結果はこちら。「逃げたいけどどこに?」「反対活動して弾圧されるのは怖いな」など、質問に答えるだけでもいろいろ考えさせられました
回答は「日本から逃げ出す」が最多に。しかし渡邉先生は「逃げることもできるけれど、大事なのは『その他』の選択肢だと思う」と言います。
「日常が戦争に変わってしまったとき、人は『自分にできること』の模索を始めるのだと思います。例えばヤロスラフさんは、自分の持つ技術を生かして戦禍を記録する活動を始めた。これが後世に残れば、戦争は嫌だという気持ちが受け継がれていくんじゃないか。こうした『もう一つ』の選択肢を考えてみてほしいのです。皆さんなら何を始めますか?」
最後に子どもたちからの質問に答えながら、小泉先生は「津波などの自然災害は止められない。でも戦争は止められる。どうせムダだと無気力でいないことが大切」と語りました。「なんで地球全体の政府を作って平和に暮らせないんですか?」という質問には、小泉先生が「ほんとにそうだよね。僕もそう思っていますが、人種や宗教の違いなどの難しい問題があって、なかなかそうはなれない。でも長い時間をかければ、いつかはできると思ってるんだよね。それが1000年後になるのか100年後になるのか、それは僕たち次第だと思います」と回答。また、渡邉先生は「争うのは人間の性で、世界政府ができてもその気持ちはなくならないかもしれない」と答え、次のように続けました。

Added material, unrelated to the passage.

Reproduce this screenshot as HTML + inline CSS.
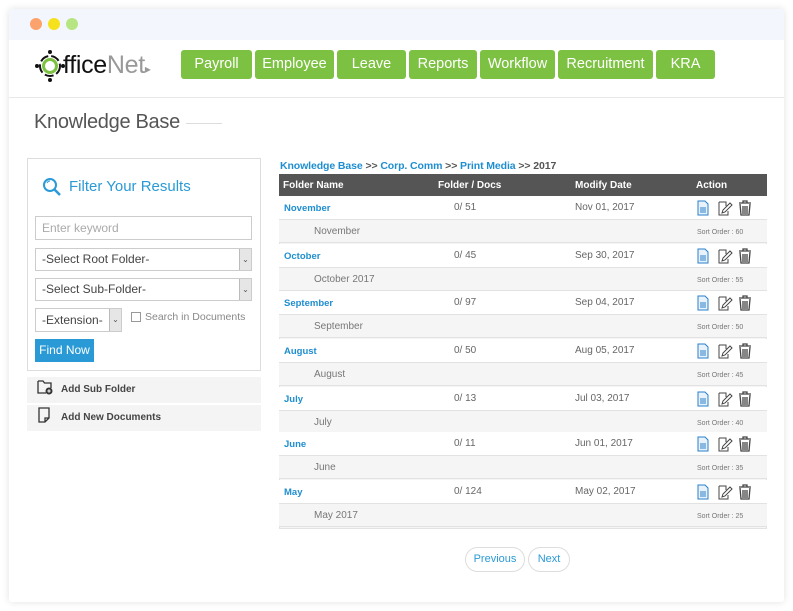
<!DOCTYPE html>
<html><head><meta charset="utf-8">
<style>
*{margin:0;padding:0;box-sizing:border-box}
body{width:793px;height:611px;background:#fff;font-family:"Liberation Sans",Arial,sans-serif;position:relative;overflow:hidden}
.abs{position:absolute}
.card{left:9px;top:9px;width:775px;height:593px;background:#fff;box-shadow:0 0 8px rgba(0,0,0,.12);border-radius:3px}
.bar{left:9px;top:9px;width:775px;height:31px;background:#f3f6fd}
.dot{width:12px;height:12px;border-radius:50%;top:18px}
.nav{top:50px;height:29px;background:#7dc142;color:#fff;font-size:14.5px;line-height:29px;text-align:center;border-radius:3px}
.lnk{color:#1e8ed0}
.th{top:174px;height:22px;background:#555;left:279px;width:488px;color:#fff;font-size:10px;font-weight:bold}
.row{left:279px;width:488px;font-size:10px;color:#666}
.main{background:#fff;border-bottom:1px solid #e2e2e2}
.sub{background:#f5f5f5;border-bottom:1px solid #e2e2e2}
.fld{position:absolute;border:1px solid #ccc;background:#fff;font-size:12px;color:#444;padding-left:6px}
.arr{position:absolute;right:0;top:0;bottom:0;width:12px;background:#e6e6e6;border-left:1px solid #bbb;font-size:8px;text-align:center;color:#555}
</style></head><body>
<div class="abs card"></div>
<div class="abs bar"></div>
<div class="abs dot" style="left:30px;background:#fca26d"></div>
<div class="abs dot" style="left:48px;background:#f6e21c"></div>
<div class="abs dot" style="left:66px;background:#b7e582"></div>
<div class="abs" style="left:9px;top:97px;width:775px;height:1px;background:#e8e8e8"></div>
<svg class="abs" style="left:34px;top:48px" width="32" height="36" viewBox="0 0 32 36">
<circle cx="16" cy="18" r="10" fill="none" stroke="#111" stroke-width="2" stroke-dasharray="9 3"/>
<circle cx="16" cy="18" r="6.5" fill="none" stroke="#7dc142" stroke-width="3"/>
<circle cx="16" cy="4" r="2" fill="#111"/><circle cx="16" cy="32" r="2" fill="#111"/>
<circle cx="3" cy="18" r="2" fill="#111"/><circle cx="29" cy="18" r="2" fill="#111"/>
</svg>
<div class="abs" style="left:63px;top:51px;font-size:25px;letter-spacing:-0.3px;color:#111">ffice<span style="color:#999">Net</span><span style="color:#999;font-size:12px">▸</span></div>
<div class="abs nav" style="left:181px;width:71px">Payroll</div>
<div class="abs nav" style="left:255px;width:79px">Employee</div>
<div class="abs nav" style="left:337px;width:69px">Leave</div>
<div class="abs nav" style="left:409px;width:68px">Reports</div>
<div class="abs nav" style="left:480px;width:75px">Workflow</div>
<div class="abs nav" style="left:558px;width:95px">Recruitment</div>
<div class="abs nav" style="left:656px;width:59px">KRA</div>
<div class="abs" style="left:34px;top:111px;font-size:20px;letter-spacing:-0.3px;color:#555">Knowledge Base</div>
<div class="abs" style="left:186px;top:123px;width:36px;height:1px;background:#ddd"></div>
<div class="abs" style="left:27px;top:158px;width:234px;height:213px;border:1px solid #ddd"></div>
<svg class="abs" style="left:42px;top:177px" width="20" height="20" viewBox="0 0 20 20"><circle cx="8" cy="8" r="6" fill="none" stroke="#2a9ad6" stroke-width="2"/><path d="M12.5 12.5L18 18" stroke="#2a9ad6" stroke-width="2.5"/><path d="M5 6a3.5 3.5 0 0 1 3-2" stroke="#2a9ad6" fill="none"/></svg>
<div class="abs" style="left:69px;top:178px;font-size:15px;color:#2a9ad6">Filter Your Results</div>
<div class="fld" style="left:35px;top:216px;width:217px;height:24px;line-height:22px;color:#aaa">Enter keyword</div>
<div class="fld" style="left:35px;top:248px;width:217px;height:23px;line-height:21px">-Select Root Folder-<div class="arr" style="line-height:21px">⌄</div></div>
<div class="fld" style="left:35px;top:278px;width:217px;height:23px;line-height:21px">-Select Sub-Folder-<div class="arr" style="line-height:21px">⌄</div></div>
<div class="fld" style="left:35px;top:308px;width:87px;height:24px;line-height:22px">-Extension-<div class="arr" style="line-height:22px">⌄</div></div>
<div class="abs" style="left:131px;top:312px;width:10px;height:10px;border:1px solid #999;background:#fff"></div>
<div class="abs" style="left:145px;top:311px;font-size:10.5px;color:#888">Search in Documents</div>
<div class="abs" style="left:35px;top:339px;width:59px;height:23px;background:#2a9ad6;color:#fff;font-size:12px;line-height:23px;text-align:center">Find Now</div>
<div class="abs" style="left:27px;top:377px;width:234px;height:26px;background:#f4f4f4"></div>
<div class="abs" style="left:27px;top:405px;width:234px;height:26px;background:#f4f4f4"></div>
<svg class="abs" style="left:37px;top:379px" width="17" height="16" viewBox="0 0 17 16"><path d="M1 2h5l1.5 2H14v5M1 2v12h8" fill="none" stroke="#333" stroke-width="1.3"/><circle cx="12" cy="12" r="3.5" fill="#333"/><path d="M10.3 12h3.4M12 10.3v3.4" stroke="#fff"/></svg>
<div class="abs" style="left:61px;top:384px;font-size:10px;font-weight:bold;color:#444">Add Sub Folder</div>
<svg class="abs" style="left:38px;top:407px" width="13" height="16" viewBox="0 0 13 16"><path d="M1 1h10v10l-4 4H1z M11 11H7v4" fill="none" stroke="#333" stroke-width="1.3"/></svg>
<div class="abs" style="left:61px;top:412px;font-size:10px;font-weight:bold;color:#444">Add New Documents</div>
<div class="abs" style="left:280px;top:160px;font-size:10.5px;font-weight:bold;color:#555;letter-spacing:-0.1px"><span class="lnk">Knowledge Base</span> &gt;&gt; <span class="lnk">Corp. Comm</span> &gt;&gt; <span class="lnk">Print Media</span> &gt;&gt; 2017</div>
<div class="abs th">
<span class="abs" style="left:4px;top:6px">Folder Name</span>
<span class="abs" style="left:159px;top:6px">Folder / Docs</span>
<span class="abs" style="left:296px;top:6px">Modify Date</span>
<span class="abs" style="left:417px;top:6px">Action</span>
</div>
<div class="abs" style="left:279px;top:196px;width:488px;height:333px;border:1px solid #e2e2e2;border-top:none;background:#f5f5f5"></div>
<div id="rows"></div>
<script>
var d=[["November","0/ 51","Nov 01, 2017","November","60",208],["October","0/ 45","Sep 30, 2017","October 2017","55",256],["September","0/ 97","Sep 04, 2017","September","50",303],["August","0/ 50","Aug 05, 2017","August","45",351],["July","0/ 13","Jul 03, 2017","July","40",399],["June","0/ 11","Jun 01, 2017","June","35",444],["May","0/ 124","May 02, 2017","May 2017","25",492]];
var h="";
d.forEach(function(r){var y=r[5]-12;
h+='<div class="abs row main" style="top:'+y+'px;height:24px"><span class="abs lnk" style="left:5px;top:7px;font-weight:bold;font-size:9.5px">'+r[0]+'</span><span class="abs" style="left:175px;top:6px">'+r[1]+'</span><span class="abs" style="left:296px;top:6px">'+r[2]+'</span>'+
'<svg class="abs" style="left:418px;top:4px" width="60" height="16" viewBox="0 0 60 16"><path d="M1 1h7l3 3v11H1z" fill="#e8f2fb" stroke="#2a7fc9"/><path d="M3 8h6M3 10h6M3 12h6" stroke="#2a7fc9"/><path d="M22 2h7v4M22 2v13h9v-4M25 13l1-3 7-7 2 2-7 7z" fill="none" stroke="#444"/><path d="M42 3h12M46 3V1h4v2M43 4l1 11h8l1-11M46 6v8M48 6v8M50 6v8" fill="none" stroke="#444" stroke-width="1.3"/></svg></div>'+
'<div class="abs row sub" style="top:'+(y+24)+'px;height:23px"><span class="abs" style="left:35px;top:6px;color:#777">'+r[3]+'</span><span class="abs" style="left:418px;top:9px;font-size:7px;color:#777">Sort Order : '+r[4]+'</span></div>';});
document.getElementById("rows").innerHTML=h;
</script>
<div class="abs" style="left:465px;top:547px;width:60px;height:25px;border:1px solid #ddd;border-radius:13px;font-size:11px;color:#2a9ad6;line-height:23px;text-align:center">Previous</div>
<div class="abs" style="left:528px;top:547px;width:42px;height:25px;border:1px solid #ddd;border-radius:13px;font-size:11px;color:#2a9ad6;line-height:23px;text-align:center">Next</div>
</body></html>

「ひとつ思うのは、文字で書くとけんかになりやすいということ。SNSではどれだけ気を使っていても、必ず『何言ってんだ!』と言ってくる人がいます(笑)。でもデータやマップであれば文句を言われないので、もしかしたら言葉が災いしているのかも。未来ではもっといいコミュニケーションの方法を見つけてほしいですね」
キッズへの期待を込めて渡邉先生がこう締めようとすると、質問者からまさかの追撃が。
「言葉を使わないコミュニケーションはできないと思います。例えばテレパシーとかを使うとしても、それだって言葉を口に出さずに伝えることだから」
このキッズの発言に、小泉先生が「イカみたいに体をピカピカさせるのとかはどう?」と援護射撃しますが、相手も「体の表現だけじゃ細かいことは伝わらないと思う」と譲らず議論は白熱。会場は笑いに包まれ、小泉先生が「もしかしたら、言葉では細かいことが伝わりすぎるから揉めるのかもしれないね」と引き取って、その場は一区切りになりました。確かにイカは戦争しません。目指すか、イカ……。

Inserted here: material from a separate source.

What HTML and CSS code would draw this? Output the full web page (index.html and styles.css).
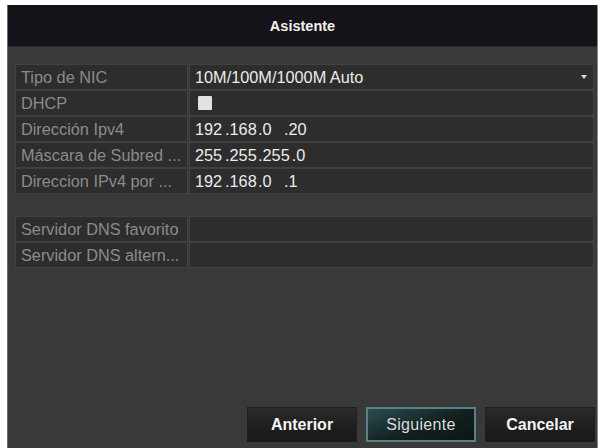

ヘビーな話題から、一気に和やかな雰囲気になった質問タイム。子どもからの「なんでですか?」という言葉には特別なパワーを感じます
さて、帰宅後にテレビを見ていると、「支援物資を積んだトラックがラファからガザへ入った」というニュースが流れました。この日の参加者はきっとみんな、渡邉先生の話を思い出したことでしょう。戦地を知ろうと思えば知ることができ、少し先の予測さえもできる時代。関心を持ちさえすれば、遠い国のことも、決して手の届かないことではなくなるのだと感じました。

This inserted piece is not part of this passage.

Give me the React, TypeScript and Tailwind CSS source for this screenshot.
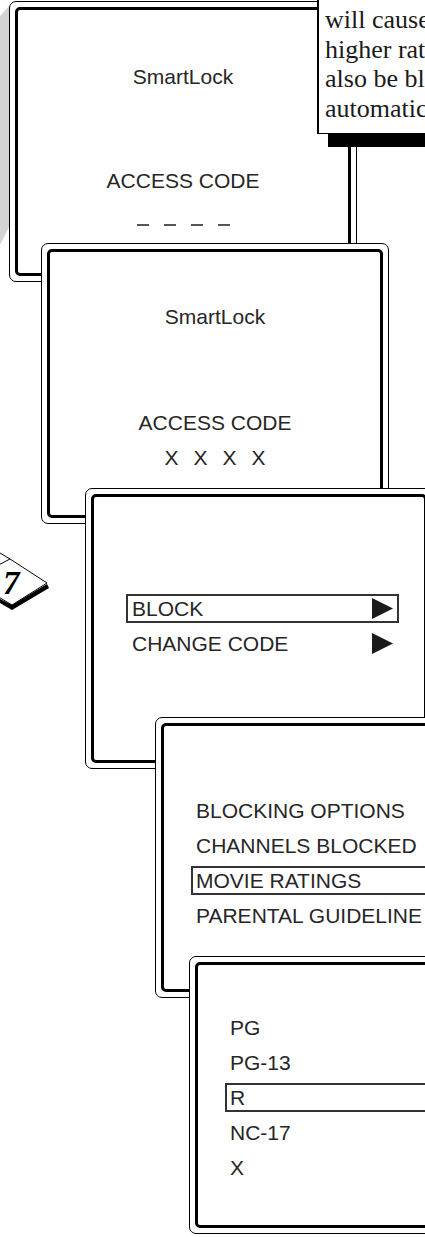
import React from "react";

const font = "font-['Liberation_Sans',Arial,sans-serif] text-[21px] leading-[24px] text-[#262626]";

function Tri() {
  return (
    <svg width="21" height="21" viewBox="0 0 21 21" className="block">
      <polygon points="0,0 21,10.5 0,21" fill="#1a1a1a" />
    </svg>
  );
}

export default function App() {
  return (
    <div className="relative w-[425px] h-[1237px] overflow-hidden bg-white">
      {/* gray perspective shadow */}
      <svg className="absolute left-0 top-0" width="12" height="300">
        <polygon points="0,16 10,5 10,225 0,245" fill="#d3d3d3" />
      </svg>

      {/* Screen 1 */}
      <div className="absolute left-[9px] top-[1px] w-[348px] h-[281px] bg-white border border-black rounded-[7px] p-[5px]">
        <div className={`h-full border-[3px] border-black rounded-[5px] overflow-hidden ${font}`}>
          <div className="flex flex-col items-center pt-[55px]">
            <div>SmartLock</div>
            <div className="mt-[80px]">ACCESS CODE</div>
            <div className="flex gap-[15px] mt-[31px]">
              <div className="w-[12px] h-[2px] bg-[#555]" />
              <div className="w-[12px] h-[2px] bg-[#555]" />
              <div className="w-[12px] h-[2px] bg-[#555]" />
              <div className="w-[12px] h-[2px] bg-[#555]" />
            </div>
          </div>
        </div>
      </div>

      {/* Note box top right */}
      <div className="absolute left-[328px] top-[-20px] w-[120px] h-[167px] bg-black" />
      <div className="absolute left-[317px] top-[-20px] w-[130px] h-[154px] bg-white border-l-2 border-b border-black">
        <div className="pt-[25px] pl-[6px] font-['Liberation_Serif','Times_New_Roman',serif] text-[26px] leading-[29.67px] text-[#1a1a1a] whitespace-nowrap">
          <div>will cause</div>
          <div>higher rat</div>
          <div>also be bl</div>
          <div>automatic</div>
        </div>
      </div>

      {/* Screen 2 */}
      <div className="absolute left-[41px] top-[243px] w-[348px] h-[281px] bg-white border border-black rounded-[7px] p-[5px]">
        <div className={`h-full border-[3px] border-black rounded-[5px] overflow-hidden ${font}`}>
          <div className="flex flex-col items-center pt-[53px]">
            <div>SmartLock</div>
            <div className="mt-[82px]">ACCESS CODE</div>
            <div className="flex gap-[15px] mt-[11px]">
              <span>X</span>
              <span>X</span>
              <span>X</span>
              <span>X</span>
            </div>
          </div>
        </div>
      </div>

      {/* Page number badge */}
      <svg className="absolute left-0 top-[540px]" width="60" height="80" viewBox="0 540 60 80">
        <polyline points="0,553 10,559" fill="none" stroke="black" strokeWidth="1" />
        <polygon points="-30,580 10,559 47,583 12,605" fill="white" stroke="black" strokeWidth="1" />
        <polygon points="47,584 12,605 0,599 0,603 12,610 49,588" fill="black" />
        <text x="3" y="594" fontFamily="Liberation Serif, serif" fontWeight="bold" fontStyle="italic" fontSize="33" fill="black">7</text>
      </svg>

      {/* Screen 3 */}
      <div className="absolute left-[85px] top-[488px] w-[348px] h-[281px] bg-white border border-black rounded-[7px] p-[5px]">
        <div className={`h-full border-[3px] border-black rounded-[5px] overflow-hidden ${font}`}>
          <div className="flex flex-col gap-[6px] pt-[97px] pl-[32px]">
            <div className="flex items-center justify-between w-[273px] h-[29px] border-2 border-[#333] pl-[4px] pr-[4px]">
              <span>BLOCK</span>
              <Tri />
            </div>
            <div className="flex items-center justify-between w-[273px] h-[29px] border-2 border-transparent pl-[4px] pr-[4px]">
              <span>CHANGE CODE</span>
              <Tri />
            </div>
          </div>
        </div>
      </div>

      {/* Screen 4 */}
      <div className="absolute left-[155px] top-[717px] w-[348px] h-[281px] bg-white border border-black rounded-[7px] p-[5px]">
        <div className={`h-full border-[3px] border-black rounded-[5px] overflow-hidden ${font}`}>
          <div className="flex flex-col gap-[6px] pt-[70px] pl-[27px]">
            <div className="flex items-center w-[300px] h-[29px] border-2 border-transparent pl-[3px]">BLOCKING OPTIONS</div>
            <div className="flex items-center w-[300px] h-[29px] border-2 border-transparent pl-[3px]">CHANNELS BLOCKED</div>
            <div className="flex items-center w-[300px] h-[29px] border-2 border-[#333] pl-[3px]">MOVIE RATINGS</div>
            <div className="flex items-center w-[300px] h-[29px] border-2 border-transparent pl-[3px]">PARENTAL GUIDELINE</div>
          </div>
        </div>
      </div>

      {/* Screen 5 */}
      <div className="absolute left-[189px] top-[956px] w-[348px] h-[278px] bg-white border border-black rounded-[7px] p-[5px]">
        <div className={`h-full border-[3px] border-black rounded-[5px] overflow-hidden ${font}`}>
          <div className="flex flex-col gap-[6px] pt-[48px] pl-[27px]">
            <div className="flex items-center w-[300px] h-[29px] border-2 border-transparent pl-[3px]">PG</div>
            <div className="flex items-center w-[300px] h-[29px] border-2 border-transparent pl-[3px]">PG-13</div>
            <div className="flex items-end w-[300px] h-[29px] border-2 border-[#333] pl-[3px]">R</div>
            <div className="flex items-center w-[300px] h-[29px] border-2 border-transparent pl-[3px]">NC-17</div>
            <div className="flex items-center w-[300px] h-[29px] border-2 border-transparent pl-[3px]">X</div>
          </div>
        </div>
      </div>
    </div>
  );
}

「平和へのメッセージマップ」で、平和のために今できることを
企画はこれで終わりではなく、こうして自分なりに考えたことを、さらに身近なアクションにつなげる機会も用意されていました。対談の参加者に渡邉先生が投稿を募った「平和へのメッセージマップ」。投稿は参加者のみとなりますが、閲覧は誰でも可能。さまざまな人の思いに交じって自分の投稿が地図上に表示されると、「自分の日常も『今』『同じ世界』を作っているストーリーの一つ」であることが感じられるはず。ガザは今何時なのかな。マリウポリって今日は何度かな。そんなことを考えるだけでも、この瞬間そこにいる人たちのストーリーが、少し浮かんでくる気がします。